French Ambassador to Poland
- In office 1970–1973
- President: Georges Pompidou
- Preceded by: Arnaud Wapler
- Succeeded by: Louis Dauge

French Ambassador to Austria
- In office 1973–1975
- President: Georges Pompidou
- Preceded by: Francois Leduc
- Succeeded by: Georges Gaucher

Personal details
- Born: 10 December 1910 Paris, France
- Died: 24 March 2004 (aged 93) Saint-Léger-sous-Beuvray, France
- Alma mater: Sciences Po
- Occupation: Ambassador
- Profession: Diplomat, Soldier
- Awards: Commander of the Légion d'honneur Companion of the Liberation Croix de Guerre with four palms Resistance Medal with rosette Military Cross (UK) Order of Merit of the Federal Republic of Germany (DE)

Military service
- Allegiance: Free France France
- Branch/service: French Airborne
- Years of service: 1931–1932 1939–1945
- Rank: Commandant (1945)
- Battles/wars: World War II

= Augustin Jordan =

French diplomat (1910–2004)

Augustin Marie Camille Jordan (10 December 1910 – 24 March 2004) was a French soldier and diplomat who served as one of the founding members of the French Special Air Service during World War Two, for which he was awarded the Legion of Honour and Order of Liberation.

After the war, he joined the Ministry for Foreign Affairs and became a diplomat who served as the French ambassador to Poland and Austria.

==Early life and studies==

Born in Paris in 1910, Jordan graduated from the Free School of Political Sciences with a degree in literature and law before becoming an associate of Louis Joxe at the Center for Foreign Policy Studies and of future fellow Resistance hero Pierre Brossolette at the weekly review L'Europe nouvelle from 1934 to 1937. He then became the secretary general of the Central Committee of Industrialists of Morocco.

== Start of World War Two==

Already a cavalry veteran thanks to his military service with the 4th Dragoons in 1931 and in Morocco when the war broke out in 1939, Jordan was initially mobilised into light-cavalry regiment the 2nd Spahis. However, he soon defected to the Free French Forces of General de Gaulle.

Until early 1941, he worked in the Free French civil services in Carlton Gardens in London, where with Joseph Hackin and Pierre-Olivier Lapie, he worked on the development of the first Free French committees in support of the actions of General de Gaulle.

Wanting a combat assignment, Jordan joined 2nd Office of the General Staff of the 1st FFL Brigade in May 1941, and was placed under the command of Major General Paul Legentilhomme. He participated in the Syrian campaign in June 1941.

==With the SAS==

In 1942 Jordan became a founding member of L Detachment, Special Air Service, participating in their operations in North Africa.

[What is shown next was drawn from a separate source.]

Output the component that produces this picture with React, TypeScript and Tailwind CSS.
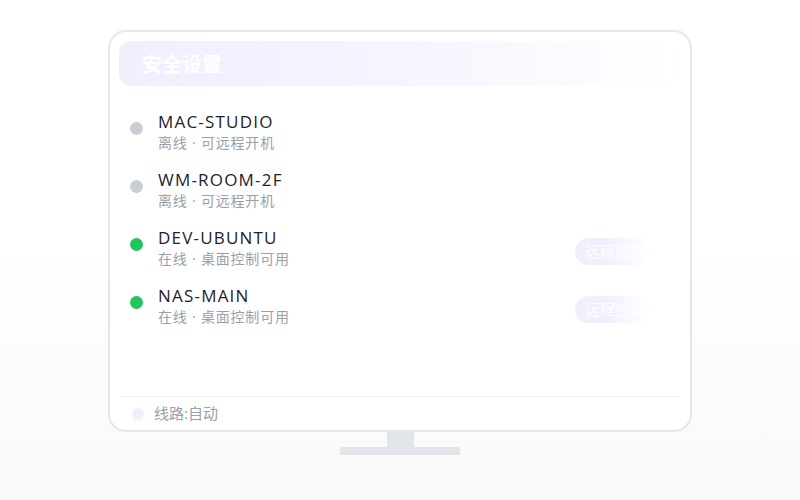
const devices = [
  { name: 'MAC-STUDIO', status: '离线 · 可远程开机', online: false },
  { name: 'WM-ROOM-2F', status: '离线 · 可远程开机', online: false },
  { name: 'DEV-UBUNTU', status: '在线 · 桌面控制可用', online: true },
  { name: 'NAS-MAIN', status: '在线 · 桌面控制可用', online: true },
];

export default function App() {
  return (
    <div
      className="w-[800px] h-[500px] bg-gradient-to-b from-white from-45% to-[#f9f9fa] flex flex-col items-center pt-[30px]"
      style={{ fontFamily: '"Open Sans", "Noto Sans CJK SC", sans-serif' }}
    >
      <div className="w-[584px] h-[402px] rounded-[18px] border-2 border-[#e6e7ea] bg-white flex flex-col px-[9px] pt-[9px]">
        <div className="h-[45px] rounded-[12px] bg-gradient-to-r from-[#f1eefe] via-[#f6f4ff] to-white flex items-center pl-[23px] pt-[3px]">
          <span className="text-[20px] font-bold text-white">安全设置</span>
        </div>
        <div className="flex-1 flex flex-col pt-[25px]">
          {devices.map((d) => (
            <div key={d.name} className="h-[58px] flex items-start">
              <div
                className={`w-[13px] h-[13px] rounded-full mt-[11px] ml-[11px] ${
                  d.online ? 'bg-[#22c55e]' : 'bg-[#c9cdd4]'
                }`}
              />
              <div className="ml-[15px] flex flex-col">
                <span className="text-[17px] leading-[22px] text-[#1f2329] tracking-[1.2px]">{d.name}</span>
                <span className="text-[14px] leading-[20px] text-[#9aa0a8] tracking-[0.8px]">{d.status}</span>
              </div>
              {d.online && (
                <div className="ml-auto mr-[30px] mt-[11px] w-[76px] h-[27px] rounded-full bg-gradient-to-r from-[#f1eefe] from-40% to-white flex items-center pl-[10px] overflow-hidden">
                  <span className="text-[15px] text-white whitespace-nowrap">远程控制</span>
                </div>
              )}
            </div>
          ))}
        </div>
        <div className="mx-[2px] border-t border-[#eef0f3] h-[34px] flex items-center">
          <div className="w-[12px] h-[12px] rounded-full bg-[#f0edfe] ml-[11px]" />
          <span className="ml-[10px] text-[15px] text-[#9aa0a8]">线路:自动</span>
        </div>
      </div>
      <div className="w-[27px] h-[15px] bg-[#e2e5e9]" />
      <div className="w-[120px] h-[8px] bg-[#e2e5e9]" />
    </div>
  );
}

In June 1942 following the capture of Georges Bergé, Jordan was promoted to captain and given command of the newly-renamed C Squadron of 1 SAS. Jordan himself was lucky to avoid capture the same month during a raid alongside the Special Interrogation Group on Derna airfield.

He subsequently commanded a contingent of French SAS during the highly successful Raid on Sidi Haneish Airfield.

Jordan was recommended for a Distinguished Service Order by SAS founder David Stirling that was downgraded to a Military Cross.

Jordan was captured on January 27, 1943 during a raid behind General Erwin Rommel's supply lines in Tunisia. Awarded a Companion of the Liberation on March 26, 1943, he spent the rest of the war as a prisoner of war in German custody, eventually ending up imprisoned in Colditz Castle alongside Stirling and Bergé.

==Post-war diplomatic career==

Released from German imprisonment in April 1945, he entered French diplomatic service at the Quai d'Orsay in October. Initially serving posts in Athens and Bonn, in 1954 he became chief of staff to Minister for Moroccan and Tunisian Affairs Christian Fouchet under the presidency of Pierre Mendès France. Promoted the following year to the position of director of the central administration of the Ministry of Foreign Affairs, Jordan was appointed ambassador to Poland in 1970 and Austria in 1973.

==In popular culture==

Jordan was portrayed by French actor César Domboy in BBC series SAS: Rogue Heroes, a six part drama based upon Ben Macintyre's book of the same name.